As lonely as Duke can be, it is a refreshing change of pace. Most of all, it’s just nice to be around members of the female gender. Having lived in seclusion with David, his cat, and three chickens for the past three months, I’d almost forgotten what a woman looks like. I find myself eyeing them all amorously, falling in love with strangers 50 times a day (especially now that they’ve packed away the rather unbecoming “leggings” and “Uggs” for the season).


Sadly, my vandwelling days are drawing to a close, and I will only be able to enjoy a few more nights in what has been my home for much of the last two years. Between car repairs and insurance costs, I’m running out of money. (I have only $450 left). I’ve had to cancel my cell phone, and I don’t even have enough to renew my ($34) gym membership. (Though—with the help of one of my professors—I’ve been getting in for free at the faculty gym.)
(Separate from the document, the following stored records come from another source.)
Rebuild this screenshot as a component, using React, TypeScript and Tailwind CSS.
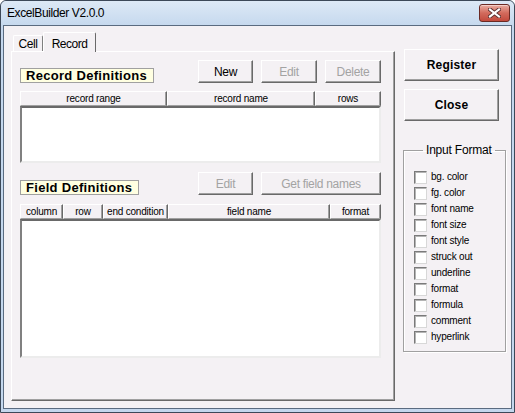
import React from "react";

const checks = [
  "bg. color",
  "fg. color",
  "font name",
  "font size",
  "font style",
  "struck out",
  "underline",
  "format",
  "formula",
  "comment",
  "hyperlink",
];

function Btn({
  label,
  w,
  h = "h-[23px]",
  disabled = false,
  bold = false,
}: {
  label: string;
  w: string;
  h?: string;
  disabled?: boolean;
  bold?: boolean;
}) {
  return (
    <button
      type="button"
      className={`${w} ${h} flex items-center justify-center bg-[#f4f1f4] border border-t-white border-l-white border-r-[#696969] border-b-[#696969] shadow-[inset_-1px_-1px_0_#a0a0a0] ${
        bold ? "text-[12px] font-bold tracking-[0.2px]" : "text-[12px] tracking-[-0.3px]"
      } ${disabled ? "text-[#a3a3a3]" : "text-black"}`}
    >
      {label}
    </button>
  );
}

function HeaderCell({ label, w }: { label: string; w: string }) {
  return (
    <div
      className={`${w} h-full flex items-center justify-center text-[10px] tracking-[-0.2px] border border-t-white border-l-white border-r-[#696969] border-b-[#a0a0a0] shadow-[inset_-1px_0_0_#a0a0a0]`}
    >
      {label}
    </div>
  );
}

function SectionLabel({ label, w }: { label: string; w: string }) {
  return (
    <div
      className={`${w} h-[15px] flex items-center pl-[5px] bg-[#ffffe1] border border-[#a0a0a0] text-[13px] font-bold tracking-[0.3px] leading-none`}
    >
      {label}
    </div>
  );
}

function ListBody({ h }: { h: string }) {
  return (
    <div
      className={`${h} w-[361px] bg-white border-2 border-t-[#696969] border-l-[#808080] border-r-[#ececec] border-b-[#ececec]`}
    />
  );
}

export default function App() {
  return (
    <div className="w-[515px] h-[413px] flex flex-col bg-[#c4d7ed] border border-[#3c4858] rounded-t-[6px] font-['Liberation_Sans',Arial,sans-serif] text-black overflow-hidden">
      {/* Title bar */}
      <div className="h-[24px] flex items-start bg-gradient-to-b from-[#dde9f6] to-[#c6d9ee] rounded-t-[5px]">
        <span className="ml-[6px] mt-[5px] text-[12px] tracking-[-0.4px] leading-[14px]">
          ExcelBuilder V2.0.0
        </span>
        <div className="ml-auto mr-[4px] mt-[3px] w-[31px] h-[18px] rounded-[3px] border border-[#6b2a24] bg-gradient-to-b from-[#e8aca2] via-[#d26a5c] to-[#c24a3d] flex items-center justify-center shadow-[inset_0_1px_0_#f4cfc8]">
          <svg width="13" height="10" viewBox="0 0 13 10">
            <path d="M2 1.5 L11 8.5 M11 1.5 L2 8.5" stroke="#5a3030" strokeWidth="4" strokeLinecap="square" />
            <path d="M2 1.5 L11 8.5 M11 1.5 L2 8.5" stroke="#ffffff" strokeWidth="2.2" strokeLinecap="square" />
          </svg>
        </div>
      </div>

      {/* Client area */}
      <div className="flex-1 mx-[2px] mb-[3px] border border-[#5a6b80] bg-[#f4f1f4] flex">
        {/* Tab control */}
        <div className="ml-[7px] pt-[6px] w-[384px] flex flex-col">
          <div className="h-[19px] flex items-end pl-[2px]">
            <div className="w-[30px] h-[16px] flex items-center justify-center text-[12px] tracking-[-0.4px] border border-b-0 border-t-white border-l-white border-r-[#808080] rounded-t-[2px]">
              Cell
            </div>
            <div className="relative z-10 -mb-px w-[53px] h-[20px] flex items-start justify-center pt-[2px] bg-[#f4f1f4] text-[12px] tracking-[-0.5px] border border-b-0 border-t-white border-l-white border-r-[#696969] rounded-t-[2px]">
              Record
            </div>
          </div>
          <div className="h-[350px] pl-[8px] pt-[8px] border border-t-white border-l-white border-r-[#696969] border-b-[#696969] shadow-[inset_-1px_-1px_0_#a0a0a0]">
            {/* Record definitions */}
            <div className="w-[361px] h-[23px] flex items-end">
              <SectionLabel label="Record Definitions" w="w-[134px]" />
              <div className="ml-auto flex gap-[8px]">
                <Btn label="New" w="w-[55px]" />
                <Btn label="Edit" w="w-[56px]" disabled />
                <Btn label="Delete" w="w-[56px]" disabled />
              </div>
            </div>
            <div className="mt-[8px] w-[361px] h-[15px] flex">
              <HeaderCell label="record range" w="w-[147px]" />
              <HeaderCell label="record name" w="w-[148px]" />
              <HeaderCell label="rows" w="w-[66px]" />
            </div>
            <ListBody h="h-[57px]" />

            {/* Field definitions */}
            <div className="mt-[9px] w-[361px] h-[23px] flex items-end">
              <SectionLabel label="Field Definitions" w="w-[119px]" />
              <div className="ml-auto flex gap-[8px]">
                <Btn label="Edit" w="w-[55px]" disabled />
                <Btn label="Get field names" w="w-[120px]" disabled />
              </div>
            </div>
            <div className="mt-[9px] w-[361px] h-[15px] flex">
              <HeaderCell label="column" w="w-[43px]" />
              <HeaderCell label="row" w="w-[40px]" />
              <HeaderCell label="end condition" w="w-[65px]" />
              <HeaderCell label="field name" w="w-[162px]" />
              <HeaderCell label="format" w="w-[51px]" />
            </div>
            <ListBody h="h-[139px]" />
          </div>
        </div>

        {/* Right column */}
        <div className="ml-[8px] w-[103px] flex flex-col">
          <div className="mt-[23px] ml-[1px] flex flex-col gap-[8px]">
            <Btn label="Register" w="w-[95px]" h="h-[32px]" bold />
            <Btn label="Close" w="w-[95px]" h="h-[32px]" bold />
          </div>
          <fieldset className="mt-[22px] w-[103px] border border-[#a0a0a0] shadow-[inset_1px_1px_0_#fff,1px_1px_0_#fff] pl-[10px] pb-[6px]">
            <legend className="ml-[9px] px-[3px] text-[12px] tracking-[-0.2px] leading-[14px]">
              Input Format
            </legend>
            <div className="pt-[12px] flex flex-col">
              {checks.map((c) => (
                <div key={c} className="h-[16px] flex items-center gap-[4px]">
                  <div className="w-[13px] h-[13px] bg-white border border-t-[#7a7a7a] border-l-[#7a7a7a] border-r-[#d8d8d8] border-b-[#d8d8d8] shadow-[inset_1px_1px_0_#b4b4b4]" />
                  <span className="text-[10px] tracking-[-0.2px] leading-none">{c}</span>
                </div>
              ))}
            </div>
          </fieldset>
        </div>
      </div>
    </div>
  );
}
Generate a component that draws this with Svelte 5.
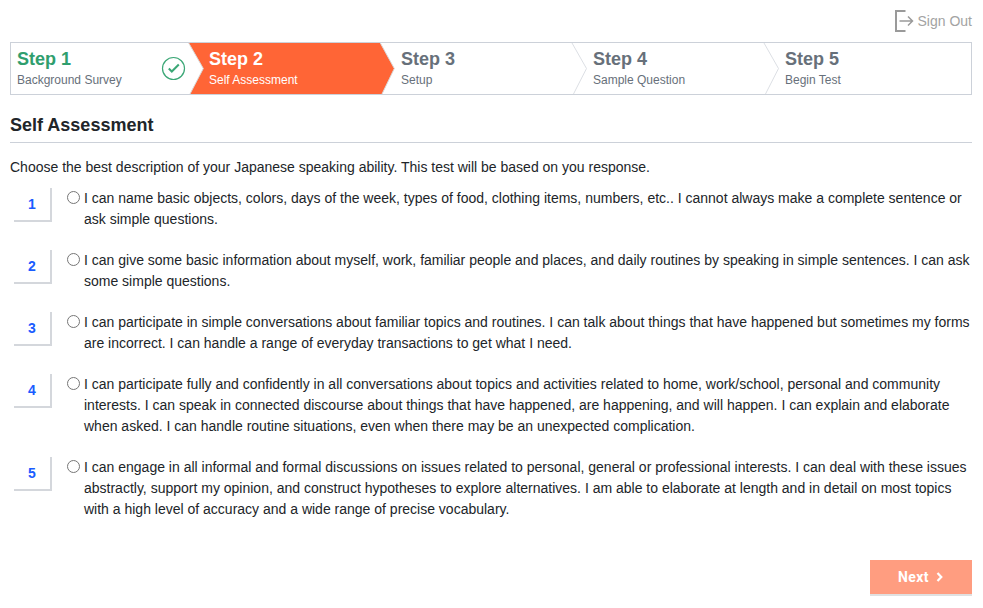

So—as much as it pains me to say it—in order to financially stay afloat I will sell the van at the end of the semester. I say that with sadness, but also with excitement. It’s time to plant myself in a bigger flowerpot—it’s time to move on.


Thoreau said he found it hard to say goodbye to his Walden cabin, but left because “it seemed to me that I had several more lives to live, and could not spare any more time for that one.” I think I could live in the van quite contentedly for years to come, but I suppose that I have “more lives to live,” too. What those lives are—I’m not sure quite yet, but I look forward to a life full of new experiments and daring endeavors—each, a trail-marker, not leading me to a particular destination, but keeping me on a never-ending journey and my eyes always fixed toward the direction of my dreams.


Van or no van, I can say that I’ll always be—till the day I die—a vandweller in spirit, as I believe that a simple existence is conducive to a happy existence. And while I may come to reside in homes without wheels, I will not fritter away my days filling them with frivolous stuff.

My graduation date is May 14. That will be the conclusion of my loan-free college-degree experiment.